You do still have to understand the technology that is

hosting and managing your data.

And I think that's the most in fact, I would say it's the most complicated

part of our business experience with Postgres

is that

we will take a request from a potential client or even existing client, and they'll say, you know, our Rockstar developer says it's Postgres' fault.

And you go in and you look at what the Rockstar developer is doing, and what it is is clearly

the Rockstar developer knows nothing about databases.

They only know how to put or get or post or, you know,

insert through a method within their ORM.

And that's challenging because then we have to prove the point. Right?

You would almost think that's mundane, but it's actually,

I would say that

the majority of the business that Command Prompt does

is not necessarily

support in terms of things are broken.

It's support in terms of education

to

the client on how the platform actually works.
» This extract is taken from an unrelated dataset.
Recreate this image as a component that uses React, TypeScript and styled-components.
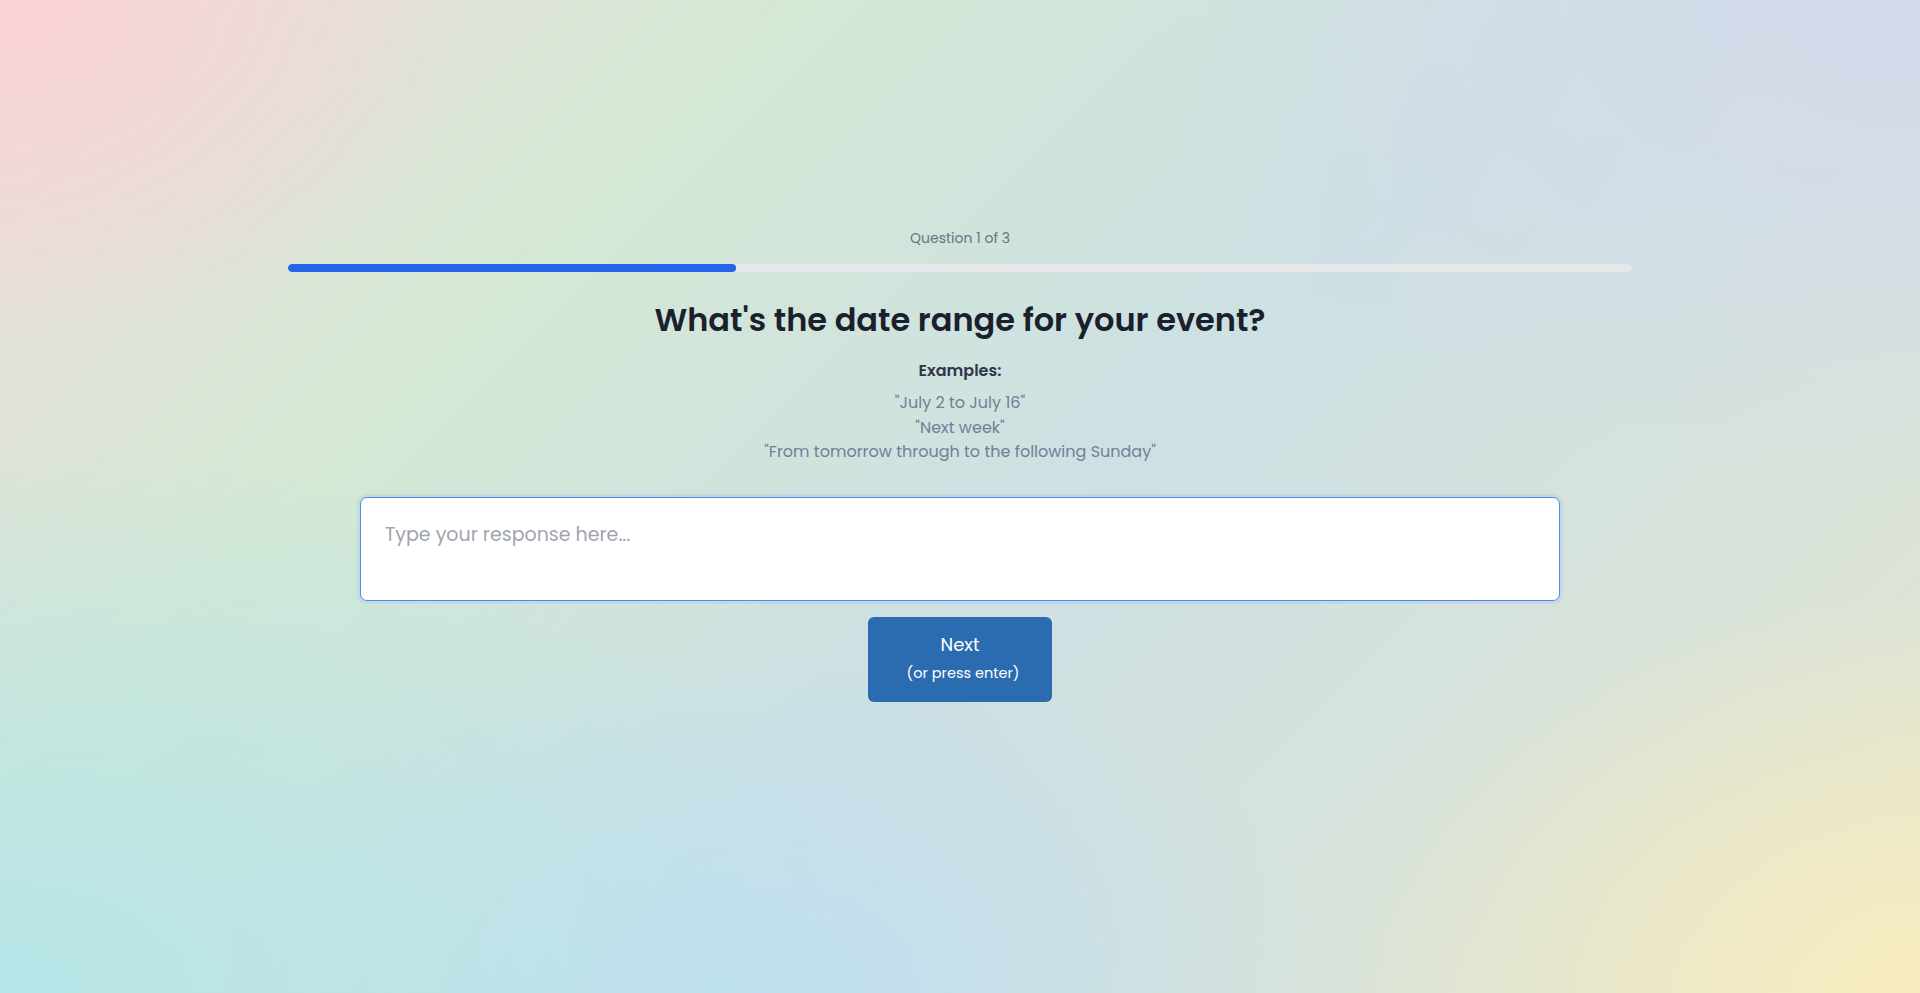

And I would add to that the

emergence

of Postgres solutions

and them all having kind of small

nuances in the flavor and the parts they automate and the parts they take away from the user in the good sense, as in the user doesn't have to spend any time on it anymore, and the parts they take away from the user in the bad sense, as in, for example,

RDS excluding

a certain amount of extensions and basically having no longer the standard extension interfaces that regular Postgres has.

I think that is something that really

creates a larger level of complexity, and it can go as far as branding even. So if you look at Amazon,

the offering Aurora,

which you can have in 2 flavors, it's called Aurora, but there's an Aurora MySQL and Aurora Postgres.

So it's basically muddying the water a little bit, which is a shame because

it makes things a little more complicated from an operation point of view. So I would definitely stick on that that

often

operating it, especially as you're getting further and further removed from the database,

is

starting to become the bigger challenge for the users.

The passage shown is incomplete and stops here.